Q: Do you do a similar program in the UK about Celtic music?
A: One thing I did in the UK is play American music that I thought I would never hear over here. I rarely heard indigenous American music, Cajun, or bluegrass. Whenever I was doing programs here, I tried to find American music that shared a sensibility with our own. I get the most enjoyment out of introducing people to music they’re not getting a chance to hear – American regional music like the sounds of the Southern Appalachians.
Q: What inspired that?
A: Let me tell you about my first trip to the Grandfather Mountain Highland Games in North Carolina, North America’s largest Scottish cultural event. There is a genuine link between Scotland and the Carolinas, older than, say, with Canada. But when I was asked, ‘Are you going to the Highland games here?’ I was like, ‘Highland games, here?’ So I put on my cutoff denim shorts and my white T-shirt, and off I went. And truly I was one of the few who were from Scotland, and there I was walking around looking like an American, while all the Americans were walking around looking quite authentically like Scots.

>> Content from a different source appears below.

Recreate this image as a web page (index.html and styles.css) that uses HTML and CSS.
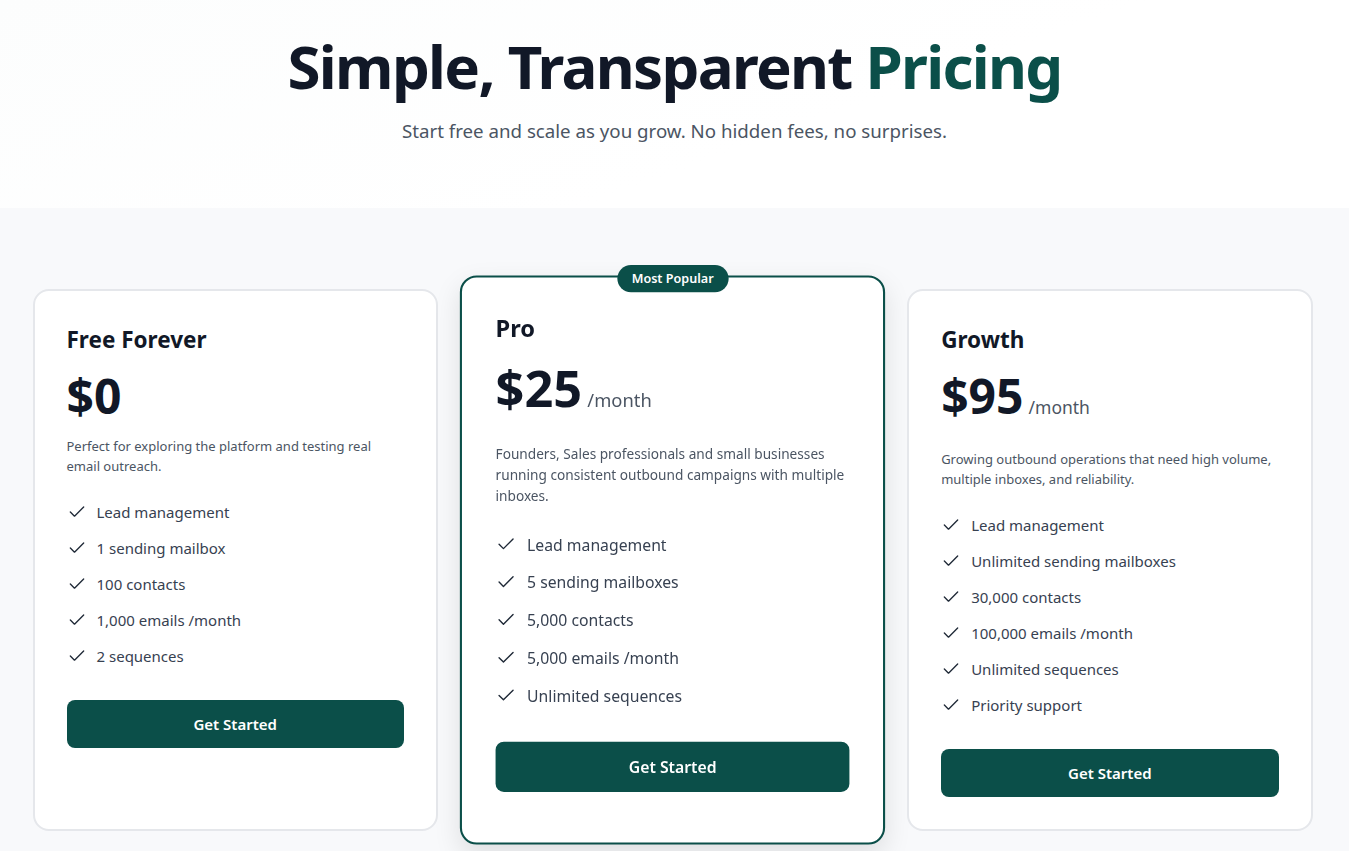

And then I had a really powerful experience. I saw a family who didn’t look like they were of great means. Certainly they couldn’t afford to get themselves out in all this expensive Highland regalia. The children were sitting quite reverentially as their father was recording the sound of all these pipe bands with this little tape recorder. They looked as if they were from the mountains. You could see it just meant so much to them to see all this and to hear the music. And I felt moved by them and by what they obviously thought was a connection to their roots. That made it real and important for me, that family trying to catch something that they could take away. I realized that magical musical connections exist between my part of the world and many others. It was an interesting door that opened for me.